◆ **The problem**:
Pick out every line with the word "index" and copy it.

◆ **Source data**:

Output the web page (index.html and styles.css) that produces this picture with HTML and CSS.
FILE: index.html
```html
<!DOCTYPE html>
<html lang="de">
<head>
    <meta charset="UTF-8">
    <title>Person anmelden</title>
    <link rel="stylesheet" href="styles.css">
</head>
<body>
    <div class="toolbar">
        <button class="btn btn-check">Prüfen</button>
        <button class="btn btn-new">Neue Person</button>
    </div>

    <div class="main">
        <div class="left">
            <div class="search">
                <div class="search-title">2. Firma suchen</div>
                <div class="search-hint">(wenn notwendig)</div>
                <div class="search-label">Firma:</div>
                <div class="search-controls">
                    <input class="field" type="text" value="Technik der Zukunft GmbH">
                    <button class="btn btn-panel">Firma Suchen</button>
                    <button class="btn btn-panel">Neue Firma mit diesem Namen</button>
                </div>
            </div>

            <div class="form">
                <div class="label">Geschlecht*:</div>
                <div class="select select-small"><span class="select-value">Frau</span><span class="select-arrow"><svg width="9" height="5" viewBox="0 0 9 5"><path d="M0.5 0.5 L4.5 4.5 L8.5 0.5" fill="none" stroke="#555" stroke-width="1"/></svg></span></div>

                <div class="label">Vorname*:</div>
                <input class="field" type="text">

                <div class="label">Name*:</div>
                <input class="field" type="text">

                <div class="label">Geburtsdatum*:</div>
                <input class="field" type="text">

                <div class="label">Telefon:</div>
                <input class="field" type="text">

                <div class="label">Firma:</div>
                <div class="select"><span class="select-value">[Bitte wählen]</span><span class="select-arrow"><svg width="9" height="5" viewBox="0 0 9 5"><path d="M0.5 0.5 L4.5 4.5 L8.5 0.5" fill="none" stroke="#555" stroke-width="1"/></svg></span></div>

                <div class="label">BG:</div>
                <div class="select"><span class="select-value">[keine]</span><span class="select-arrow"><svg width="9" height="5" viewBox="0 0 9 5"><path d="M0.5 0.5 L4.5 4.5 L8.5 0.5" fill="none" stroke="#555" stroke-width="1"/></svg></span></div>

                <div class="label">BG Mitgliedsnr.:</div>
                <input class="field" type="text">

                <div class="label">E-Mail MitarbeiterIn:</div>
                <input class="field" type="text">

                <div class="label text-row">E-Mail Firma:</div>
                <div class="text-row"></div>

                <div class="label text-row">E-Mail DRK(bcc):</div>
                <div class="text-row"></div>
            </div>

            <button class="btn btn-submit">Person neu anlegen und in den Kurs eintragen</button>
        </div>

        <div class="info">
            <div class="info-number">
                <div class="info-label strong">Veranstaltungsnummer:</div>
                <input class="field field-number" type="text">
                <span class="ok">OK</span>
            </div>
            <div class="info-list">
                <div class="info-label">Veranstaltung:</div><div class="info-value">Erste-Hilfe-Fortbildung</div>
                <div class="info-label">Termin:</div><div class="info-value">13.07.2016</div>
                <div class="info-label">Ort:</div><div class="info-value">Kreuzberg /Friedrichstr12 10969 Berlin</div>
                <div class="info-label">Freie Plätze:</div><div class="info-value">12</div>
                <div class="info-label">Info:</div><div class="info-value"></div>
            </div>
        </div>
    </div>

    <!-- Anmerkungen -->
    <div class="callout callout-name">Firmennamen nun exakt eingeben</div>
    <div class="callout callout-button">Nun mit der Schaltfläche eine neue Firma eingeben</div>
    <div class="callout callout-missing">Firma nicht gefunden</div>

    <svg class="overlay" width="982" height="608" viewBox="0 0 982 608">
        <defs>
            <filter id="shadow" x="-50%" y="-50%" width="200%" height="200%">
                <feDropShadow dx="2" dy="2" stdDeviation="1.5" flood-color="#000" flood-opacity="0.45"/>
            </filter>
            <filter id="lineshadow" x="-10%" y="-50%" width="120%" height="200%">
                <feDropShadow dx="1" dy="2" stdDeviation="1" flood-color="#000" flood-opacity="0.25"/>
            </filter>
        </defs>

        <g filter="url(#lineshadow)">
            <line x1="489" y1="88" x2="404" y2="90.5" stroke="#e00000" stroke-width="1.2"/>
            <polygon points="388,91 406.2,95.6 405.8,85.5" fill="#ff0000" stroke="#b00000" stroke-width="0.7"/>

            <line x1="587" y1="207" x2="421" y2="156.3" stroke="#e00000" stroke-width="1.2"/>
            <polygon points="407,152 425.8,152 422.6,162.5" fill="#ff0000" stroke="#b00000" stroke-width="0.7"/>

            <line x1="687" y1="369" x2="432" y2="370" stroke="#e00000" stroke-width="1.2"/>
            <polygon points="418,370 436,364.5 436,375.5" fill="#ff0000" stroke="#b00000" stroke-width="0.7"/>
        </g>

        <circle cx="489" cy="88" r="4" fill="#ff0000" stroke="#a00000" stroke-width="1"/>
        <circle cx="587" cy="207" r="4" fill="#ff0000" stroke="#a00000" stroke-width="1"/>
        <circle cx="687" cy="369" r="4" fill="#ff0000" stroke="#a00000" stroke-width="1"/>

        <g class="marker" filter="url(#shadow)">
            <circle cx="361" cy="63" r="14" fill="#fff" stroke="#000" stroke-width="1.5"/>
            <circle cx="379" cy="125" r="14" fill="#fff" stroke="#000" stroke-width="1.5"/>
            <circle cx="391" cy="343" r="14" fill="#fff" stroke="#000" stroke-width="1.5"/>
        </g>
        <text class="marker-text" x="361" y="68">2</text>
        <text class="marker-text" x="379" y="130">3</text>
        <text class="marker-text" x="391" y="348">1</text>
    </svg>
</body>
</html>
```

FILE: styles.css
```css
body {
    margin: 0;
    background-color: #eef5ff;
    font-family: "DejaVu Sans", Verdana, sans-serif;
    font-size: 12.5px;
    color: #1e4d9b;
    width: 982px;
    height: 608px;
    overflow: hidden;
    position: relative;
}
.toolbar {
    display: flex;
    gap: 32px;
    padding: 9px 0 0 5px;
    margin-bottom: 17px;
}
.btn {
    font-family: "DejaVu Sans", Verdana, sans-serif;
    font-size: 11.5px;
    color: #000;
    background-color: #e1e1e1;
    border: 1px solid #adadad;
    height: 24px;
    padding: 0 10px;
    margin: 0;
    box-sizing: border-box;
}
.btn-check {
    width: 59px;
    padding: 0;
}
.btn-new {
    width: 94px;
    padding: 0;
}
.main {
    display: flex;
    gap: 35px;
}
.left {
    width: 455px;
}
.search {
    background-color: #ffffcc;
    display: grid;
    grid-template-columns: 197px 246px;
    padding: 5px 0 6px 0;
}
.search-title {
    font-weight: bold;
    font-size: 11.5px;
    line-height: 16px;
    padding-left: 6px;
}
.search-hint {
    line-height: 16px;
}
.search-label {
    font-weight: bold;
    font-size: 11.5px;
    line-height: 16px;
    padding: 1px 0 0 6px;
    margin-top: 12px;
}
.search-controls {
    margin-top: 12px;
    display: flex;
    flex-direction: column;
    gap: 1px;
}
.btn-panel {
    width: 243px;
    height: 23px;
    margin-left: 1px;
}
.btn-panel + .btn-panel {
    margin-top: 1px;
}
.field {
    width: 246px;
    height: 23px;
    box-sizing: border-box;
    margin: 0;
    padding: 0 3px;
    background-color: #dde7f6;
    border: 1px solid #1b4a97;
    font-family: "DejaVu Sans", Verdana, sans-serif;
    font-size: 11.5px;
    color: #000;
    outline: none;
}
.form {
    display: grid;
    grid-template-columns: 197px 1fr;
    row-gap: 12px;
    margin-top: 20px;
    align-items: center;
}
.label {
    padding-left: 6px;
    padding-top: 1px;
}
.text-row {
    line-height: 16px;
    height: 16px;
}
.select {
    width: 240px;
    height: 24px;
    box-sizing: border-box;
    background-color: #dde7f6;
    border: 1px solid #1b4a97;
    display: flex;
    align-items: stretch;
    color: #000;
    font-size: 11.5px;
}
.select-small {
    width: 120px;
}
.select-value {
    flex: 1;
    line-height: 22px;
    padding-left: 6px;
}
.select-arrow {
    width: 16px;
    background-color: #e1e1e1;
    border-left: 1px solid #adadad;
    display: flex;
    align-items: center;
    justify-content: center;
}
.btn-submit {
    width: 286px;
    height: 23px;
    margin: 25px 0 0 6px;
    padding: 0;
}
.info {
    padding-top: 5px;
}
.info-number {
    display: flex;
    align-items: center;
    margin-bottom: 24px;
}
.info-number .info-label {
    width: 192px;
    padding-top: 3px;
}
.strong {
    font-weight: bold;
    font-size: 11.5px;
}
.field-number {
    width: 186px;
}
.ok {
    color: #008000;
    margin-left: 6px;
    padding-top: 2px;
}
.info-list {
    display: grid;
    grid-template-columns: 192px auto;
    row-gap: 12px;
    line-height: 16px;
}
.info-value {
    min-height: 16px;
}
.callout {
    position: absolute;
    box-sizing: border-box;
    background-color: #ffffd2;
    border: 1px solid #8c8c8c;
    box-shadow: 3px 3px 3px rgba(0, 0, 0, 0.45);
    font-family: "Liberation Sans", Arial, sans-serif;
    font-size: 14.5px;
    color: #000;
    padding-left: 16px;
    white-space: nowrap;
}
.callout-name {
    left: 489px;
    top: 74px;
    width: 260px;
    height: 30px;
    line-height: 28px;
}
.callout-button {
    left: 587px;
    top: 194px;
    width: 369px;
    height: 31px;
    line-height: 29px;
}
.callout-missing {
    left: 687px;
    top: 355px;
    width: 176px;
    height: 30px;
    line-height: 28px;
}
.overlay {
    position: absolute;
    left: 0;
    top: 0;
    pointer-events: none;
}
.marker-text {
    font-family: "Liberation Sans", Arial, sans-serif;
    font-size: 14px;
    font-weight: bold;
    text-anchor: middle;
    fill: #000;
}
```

◆ **Task answer**:
Output the web page (index.html and styles.css) that produces this picture with HTML and CSS.
FILE: index.html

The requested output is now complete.